We have made it a rule to try and attend our local church on a Sunday, whenever we can – they’re following a thirty week series called The Story that takes you through the Old and New Testament, or at least the Hebrew-centred bits of it. The resources are a condensed version of the New International Version of the Bible and a selection of children’s adaptations. There are also DVDs and YouTube clips, at least some of which contain those time-lapse painting things that are always great fun to watch. Services with our children can be a minefield: the church is extremely accommodating, and there’s no judgement or criticism, only wide-armed acceptance and great love, but we often have to take at least one of the boys outside to calm down. Throughout all of this we are determined to stick to it, because if we can’t teach them to behave in public, who will?
Still, there are some weeks when you don’t make it, and on this particular Sunday, the day after our London visit, everyone was exhausted, so we had a quiet morning at home. And that was when Josh – who, like most nine-year-olds, is normally ensconced in front of Minecraft or CITV – surprised me, largely by showing that he’s actually been listening during those fidgety children’s talks. I’d not been up long that morning when he revealed that he’d spent about an hour on Mister Maker’s Magic Paintbox. Mister Maker, for those of you unfamiliar with him, is the onscreen persona of Phil Gallagher, a sort of Mark Speight on Prozac who dashes around manically preparing a series of artistic creations. He has a talking cuckoo clock (with no cuckoo), a gigantic arts and crafts cabinet and a huge following in the Far East. It’s a far cry from the leisurely paces of Tony Hart, but the boys enjoy it, as do I.

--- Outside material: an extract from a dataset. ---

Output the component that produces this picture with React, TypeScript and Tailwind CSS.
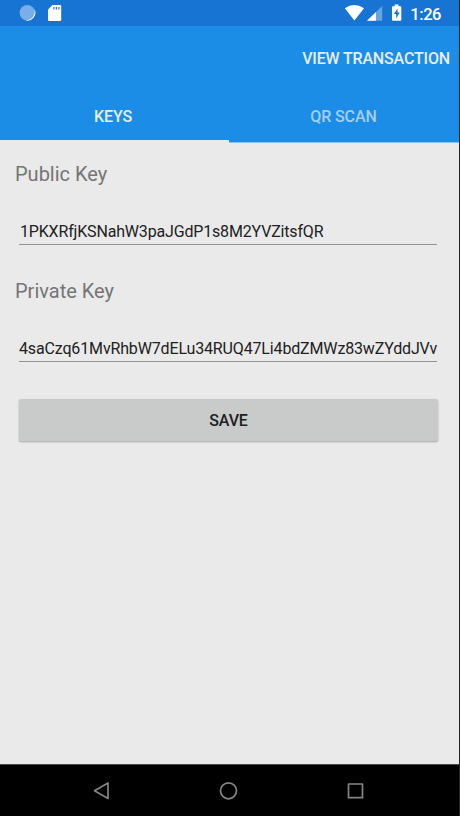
import React from 'react';

function StatusBar() {
  return (
    <div className="flex h-[26px] items-center justify-between bg-[#1874d2] pl-[19px] pr-[18px] text-white">
      <svg width="44" height="26" viewBox="0 0 44 26">
        <circle cx="8.3" cy="12.8" r="7.7" fill="#78afe8" />
        <path d="M15.4 8.8A8 8 0 0 1 6.3 20.4A9 9 0 0 0 15.4 8.8Z" fill="#fff" />
        <path d="M33.5 5H41Q42.2 5 42.2 6.2V19.8Q42.2 21 41 21H30.2Q29 21 29 19.8V9.5Z" fill="#fff" />
        <path d="M34.9 7v2.6M37.4 7v2.6M39.9 7v2.6" stroke="#1874d2" strokeWidth="1.2" />
      </svg>
      <div className="flex items-center">
        <svg width="60" height="26" viewBox="0 0 60 26">
          <path d="M0.8 8.2Q10.4 1.8 20 8.2L10.4 20.6Z" fill="#fff" />
          <path d="M38.2 6V20.8H23Z" fill="#66a4e2" />
          <path d="M32 12.1V20.8H23Z" fill="#fff" />
          <path d="M50.7 4.5H54.5V6.2H56.5Q57.3 6.2 57.3 7V19.8Q57.3 20.7 56.5 20.7H48.9Q48 20.7 48 19.8V7Q48 6.2 48.9 6.2H50.7Z" fill="#fff" />
          <path d="M53.5 8.5L49.9 14H52.2V18.5L55.7 12.6H53.5Z" fill="#1874d2" />
        </svg>
        <span className="ml-[6px] mt-[4px] text-[16.5px] leading-[20px] font-medium tracking-[-0.45px]">1:26</span>
      </div>
    </div>
  );
}

function Field({ label, value, spacing }: { label: string; value: string; spacing: string }) {
  return (
    <div className="h-[117px] pt-[18px]">
      <div className="ml-[15px] h-[26px] text-[20px] leading-[26px] text-[#757575]">{label}</div>
      <div className="mt-[32px] mr-[22px] ml-[19px] flex h-[26px] items-start border-b border-[#949494] whitespace-nowrap text-[16px] leading-[26px] text-[#212121]">
        <span className={spacing}>{value}</span>
      </div>
    </div>
  );
}

export default function App() {
  return (
    <div className="flex h-[816px] w-[460px] flex-col overflow-hidden border-r border-[#202426] bg-[#eaeaea] font-['Roboto',sans-serif]">
      <StatusBar />
      <header className="h-[117px] bg-[#1c8de6] text-[16px] font-medium text-[#e6edf5]">
        <div className="flex h-[64px] items-center justify-end pt-px pr-[9px]">
          <span className="tracking-[-0.16px]">VIEW TRANSACTION</span>
        </div>
        <div className="flex h-[53px]">
          <div className="flex w-[229px] justify-center border-b-[3px] border-[#eaeaea] pt-[15px] pr-[3px] leading-[24px]">
            <span className="tracking-[-0.1px]">KEYS</span>
          </div>
          <div className="flex w-[230px] justify-center border-b border-[#8fc3ef] pt-[15px] pr-px leading-[24px] text-[#a5cdf0]">
            <span className="tracking-[-0.1px]">QR SCAN</span>
          </div>
        </div>
      </header>
      <main className="flex-1">
        <Field label="Public Key" value="1PKXRfjKSNahW3paJGdP1s8M2YVZitsfQR" spacing="ml-px tracking-[-0.17px]" />
        <Field label="Private Key" value="4saCzq61MvRhbW7dELu34RUQ47Li4bdZMWz83wZYddJVv" spacing="tracking-[-0.15px]" />
        <button className="mt-[22px] ml-[19px] flex h-[42px] w-[419px] items-center justify-center rounded-[2px] bg-[#c9cbca] pt-px text-[16px] font-medium tracking-[-0.15px] text-[#202020] shadow-[0_1px_2px_rgba(0,0,0,0.3)]">
          SAVE
        </button>
      </main>
      <nav className="h-[52px] border-t border-[#484848] bg-black">
        <svg width="459" height="51" viewBox="0 0 459 51" fill="none" stroke="#858585" strokeWidth="1.7" strokeLinejoin="round">
          <path d="M108 18V33.5L94.5 25.8Z" />
          <circle cx="228.5" cy="25.8" r="8" />
          <rect x="348.5" y="19" width="14" height="13.7" />
        </svg>
      </nav>
    </div>
  );
}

Anyway, the joy behind the Magic Paintbox is its replay function, in which you can spend a while making an image and then review the drawing process in all its sped-up Flash-based glory, while Mister Maker himself shouts encouragement in the background. And when Joshua – completely unprompted – told me he’d made this story of the creation of the Earth, I knew it was too good to just leave on the website. It was a story we had looked at very recently, as part of an Advent series that starts with the fall of man and ends as Mary and Joseph bed down in Bethlehem – it’s impossible to really appreciate the Christmas narrative without its wider ramifications, just as it’s impossible to really appreciate that iconic closing scene in Dirty Harry until you’ve watched it in context, or appreciate ‘Memory’ unless you’ve actually seen the whole of Cats. What struck me about this was how Josh had managed to get the whole narrative in there, and all the important points, while retaining an attention to detail that I couldn’t have managed at all. Suffice it to say that he’s a far better artist than I am.

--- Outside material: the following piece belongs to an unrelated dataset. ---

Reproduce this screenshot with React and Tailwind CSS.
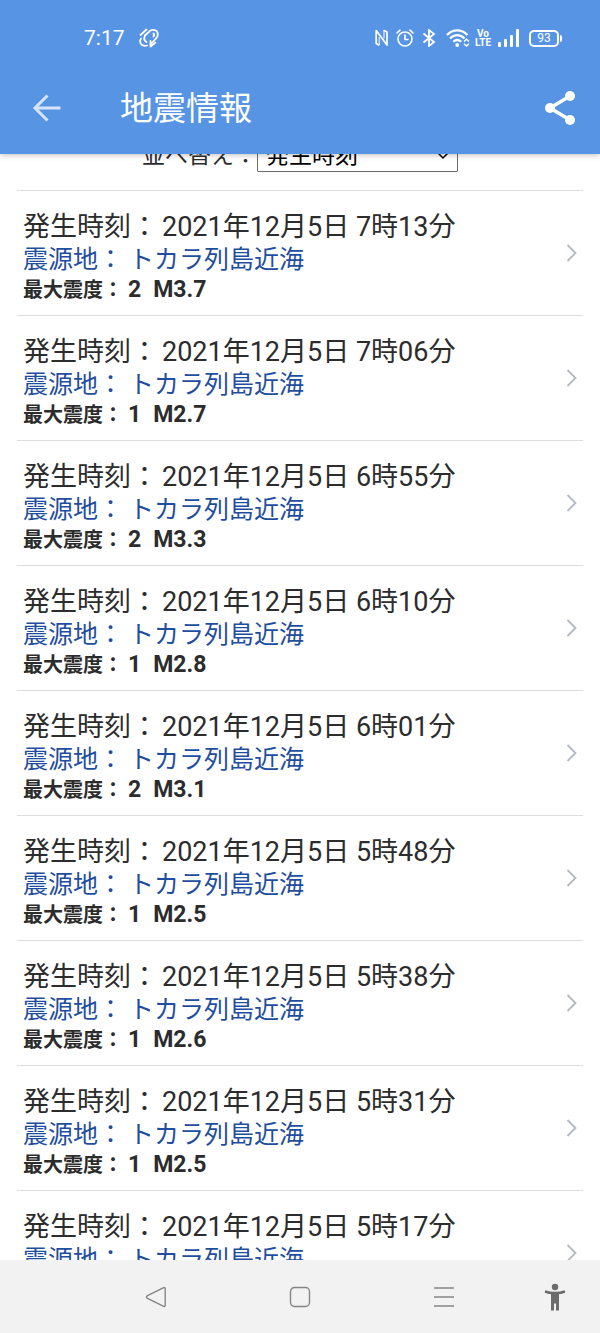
import React, { useState } from 'react'

const quakes = [
  { time: '2021年12月5日 7時13分', place: 'トカラ列島近海', intensity: 2, magnitude: 'M3.7' },
  { time: '2021年12月5日 7時06分', place: 'トカラ列島近海', intensity: 1, magnitude: 'M2.7' },
  { time: '2021年12月5日 6時55分', place: 'トカラ列島近海', intensity: 2, magnitude: 'M3.3' },
  { time: '2021年12月5日 6時10分', place: 'トカラ列島近海', intensity: 1, magnitude: 'M2.8' },
  { time: '2021年12月5日 6時01分', place: 'トカラ列島近海', intensity: 2, magnitude: 'M3.1' },
  { time: '2021年12月5日 5時48分', place: 'トカラ列島近海', intensity: 1, magnitude: 'M2.5' },
  { time: '2021年12月5日 5時38分', place: 'トカラ列島近海', intensity: 1, magnitude: 'M2.6' },
  { time: '2021年12月5日 5時31分', place: 'トカラ列島近海', intensity: 1, magnitude: 'M2.5' },
  { time: '2021年12月5日 5時17分', place: 'トカラ列島近海', intensity: 1, magnitude: 'M2.5' },
]

// Status bar with clock and phone indicators
const StatusBar = () => {
  return (
    <div className="flex h-[76px] items-center pl-[84px] pr-[38px] text-white">
      <span className="text-[21px] leading-6">7:17</span>
      <svg className="ml-[13px]" width="22" height="22" viewBox="0 0 22 22" fill="none" stroke="currentColor" strokeWidth="1.800" strokeLinecap="round" strokeLinejoin="round">
        <path d="M2.500 8 8.500 2.500" />
        <path d="M7 8.500 12 3.800Q16 1.500 19 4.500 21 8.500 18 11.500L12.500 17.500" />
        <path d="M15.500 6.500Q17 8 15.500 9.500" />
        <path d="M3 11.500Q.8 15.500 4 18 7 19.500 9 18.500" />
        <path d="M7 8.500Q5 13 8.500 15" />
        <path d="M12.500 14V19.500L17.500 15.500" />
      </svg>

      <div className="ml-auto flex items-center">
        {/* NFC */}
        <svg width="14" height="18" viewBox="0 0 14 18" fill="none" stroke="currentColor" strokeWidth="1.700" strokeLinejoin="round">
          <path d="M4 16.300 1.200 14.500V1.500L12 16V3L8.500 1.200" />
          <path d="M4.200 8V16.300" strokeWidth="1" />
          <path d="M9 1.500V9.500" strokeWidth="1" />
        </svg>
        {/* Alarm */}
        <svg className="ml-[7px]" width="18" height="18" viewBox="0 0 18 18" fill="none" stroke="currentColor" strokeWidth="1.600" strokeLinecap="round">
          <circle cx="9" cy="10" r="7" />
          <path d="M9 6v4.500h3M1 4l3-2.800M17 4l-3-2.800" />
        </svg>
        {/* Bluetooth */}
        <svg className="ml-[8px]" width="14" height="18" viewBox="0 0 14 18" fill="none" stroke="currentColor" strokeWidth="1.800">
          <path d="m1.500 4.500 10.500 8.500L7 17V1l5 4L1.500 13.500" />
        </svg>
        {/* Wi-Fi */}
        <svg className="ml-[10px]" width="24" height="18" viewBox="0 0 24 18" fill="none" stroke="currentColor" strokeWidth="2.200">
          <path d="M1 6C7-.3 15.500-.3 21.500 6" />
          <path d="M4 9.500c4.500-4.500 10-4.500 14.500 0" />
          <path d="M7.300 12.800c2.500-2.300 5.400-2.300 7.900 0" />
          <circle cx="11.200" cy="16" r="1.900" fill="currentColor" stroke="none" />
          <path d="m18 12.500 2.500-2.300 2.500 2.300M18 14.700l2.500 2.300 2.500-2.300" strokeWidth="1.400" />
        </svg>
        <span className="ml-[6px] flex w-[14px] flex-col items-center font-['Liberation_Sans_Narrow',Roboto,sans-serif] text-[10px] font-bold leading-[9px]">
          <span>Vo</span>
          <span>LTE</span>
        </span>
        {/* Signal */}
        <svg className="ml-[8px]" width="23" height="18" viewBox="0 0 23 18" fill="currentColor">
          <rect x="0" y="13" width="3" height="5" rx="1" />
          <rect x="6" y="10" width="3" height="8" rx="1" />
          <rect x="12" y="6" width="3" height="12" rx="1" />
          <rect x="18" y="0" width="3" height="18" rx="1" />
        </svg>
        {/* Battery */}
        <span className="ml-[8px] flex h-[17px] w-[30px] items-center justify-center rounded-[5px] border-2 border-white text-[12px] leading-3">
          93
        </span>
        <span className="ml-px h-[7px] w-[2px] rounded-r bg-white" />
      </div>
    </div>
  )
}

const Header = () => {
  return (
    <header className="relative z-10 shrink-0 bg-[#5894e4] shadow-[0_1px_6px_rgba(0,0,0,0.25)]">
      <StatusBar />
      <div className="flex h-[78px] items-center pb-[14px] pl-[32px] pr-[24px] text-white">
        <button aria-label="戻る" className="text-white/75">
          <svg width="30" height="30" viewBox="0 0 30 30" fill="none" stroke="currentColor" strokeWidth="3">
            <path d="M28.500 15H3.500M15.500 2.500 3 15l12.500 12.500" />
          </svg>
        </button>
        <h1 className="ml-[58px] pt-[2px] text-[33px] leading-10">地震情報</h1>
        <button aria-label="共有" className="ml-auto">
          <svg width="32" height="34" viewBox="0 0 32 34" fill="currentColor">
            <path d="M26 5 6 17l20 12" fill="none" stroke="currentColor" strokeWidth="3.500" />
            <circle cx="26" cy="5" r="5" />
            <circle cx="6" cy="17" r="5" />
            <circle cx="26" cy="29" r="5" />
          </svg>
        </button>
      </div>
    </header>
  )
}

// One earthquake in the list
const QuakeRow = ({ quake }) => {
  return (
    <li className="border-b border-[#dcdcdc]">
      <a href="#" className="flex items-center justify-between px-[6px]">
        <div className="pb-[10px] pt-[18px]">
          <p className="flex gap-1 text-[27px] leading-9">
            <span>発生時刻：</span>
            <span>{quake.time}</span>
          </p>
          <p className="flex gap-[6px] text-[25px] leading-[30px] text-[#1f4e9e]">
            <span>震源地：</span>
            <span>{quake.place}</span>
          </p>
          <p className="flex items-baseline text-[23px] font-bold leading-[30px]">
            <span className="text-[20px]">最大震度：</span>
            <span className="ml-[5px]">{quake.intensity}</span>
            <span className="ml-3">{quake.magnitude}</span>
          </p>
        </div>
        <svg width="11" height="18" viewBox="0 0 11 18" fill="none" stroke="#b4b8c2" strokeWidth="1.800">
          <path d="m1.500 1 8 8-8 8" />
        </svg>
      </a>
    </li>
  )
}

const NavBar = () => {
  return (
    <nav className="relative z-10 grid h-[73px] shrink-0 grid-cols-[84px_1fr_1fr_1fr_84px] items-center justify-items-center bg-[#f2f2f2] text-[#858585]">
      <button aria-label="戻る" className="col-start-2">
        <svg width="22" height="22" viewBox="0 0 22 22" fill="none" stroke="currentColor" strokeWidth="1.400" strokeLinejoin="round">
          <path d="M2.500 9.700 18.200 1.800q2-.8 2 1.200v16q0 2-2 1.200L2.500 12.300q-2.200-1.300 0-2.600Z" />
        </svg>
      </button>
      <button aria-label="ホーム">
        <svg width="22" height="22" viewBox="0 0 22 22" fill="none" stroke="currentColor" strokeWidth="1.400">
          <rect x="1.500" y="1.500" width="19" height="19" rx="4" />
        </svg>
      </button>
      <button aria-label="メニュー">
        <svg width="22" height="22" viewBox="0 0 22 22" stroke="currentColor" strokeWidth="1.500">
          <path d="M1 2h20M1 11h20M1 20h20" />
        </svg>
      </button>
      <button aria-label="ユーザー補助" className="pr-[6px] text-[#6c6c6c]">
        <svg width="22" height="28" viewBox="0 0 22 28" fill="currentColor">
          <circle cx="11" cy="4" r="3.200" />
          <path d="M1.300 7.300Q11 10.300 20.700 7.300l.6 2.500Q18 11 15 11.300V27.500h-3V20.500h-2v7H7V11.300Q4 11 .7 9.800Z" />
        </svg>
      </button>
    </nav>
  )
}

export default function App() {
  const [sort, setSort] = useState('time')

  return (
    <div className="flex h-screen flex-col overflow-hidden bg-white font-[Roboto,'Noto_Sans_CJK_JP',sans-serif] text-[#2c2c2c]">
      <Header />
      <main className="min-h-0 flex-1 overflow-hidden px-[17px]">
        <div className="-mt-[14px] mb-[18px] flex items-center justify-center text-[23px] leading-8">
          <label htmlFor="sort">並べ替え：</label>
          <div className="relative">
            <select
              id="sort"
              value={sort}
              onChange={(e) => setSort(e.target.value)}
              className="block h-8 w-[201px] appearance-none rounded-[1px] border border-[#6b6b6b] bg-white pl-[8px] leading-7 text-black"
            >
              <option value="time">発生時刻</option>
              <option value="intensity">最大震度</option>
            </select>
            <svg className="pointer-events-none absolute right-[9px] top-3" width="12" height="8" viewBox="0 0 12 8" fill="none" stroke="#000" strokeWidth="1.500">
              <path d="m1.500 1.500 4.500 4.500 4.500-4.500" />
            </svg>
          </div>
        </div>
        <ul className="border-t border-[#dcdcdc]">
          {quakes.map((quake) => (
            <QuakeRow key={quake.time} quake={quake} />
          ))}
        </ul>
      </main>
      <NavBar />
    </div>
  )
}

I ripped the replay video from the web using Movavi Screen Capture, which I knew would come in useful someday, and then Josh recorded his narration on my phone. We knew it would work better with music, and The Truman Show – a deeply religious film on many levels – seemed an obvious choice. While I was uploading this to YouTube, Daniel was working on his own video, which I really ought to finish at some point, once I can work out what to do with his narrative. I may not get the chance to do videos much these days, but my children have, it seems, inherited their parents’ creative spark, and the knowledge that we did at least one thing right makes all the fighting and squabbling and sleepless nights utterly worthwhile.
And on that note, we’re off to church.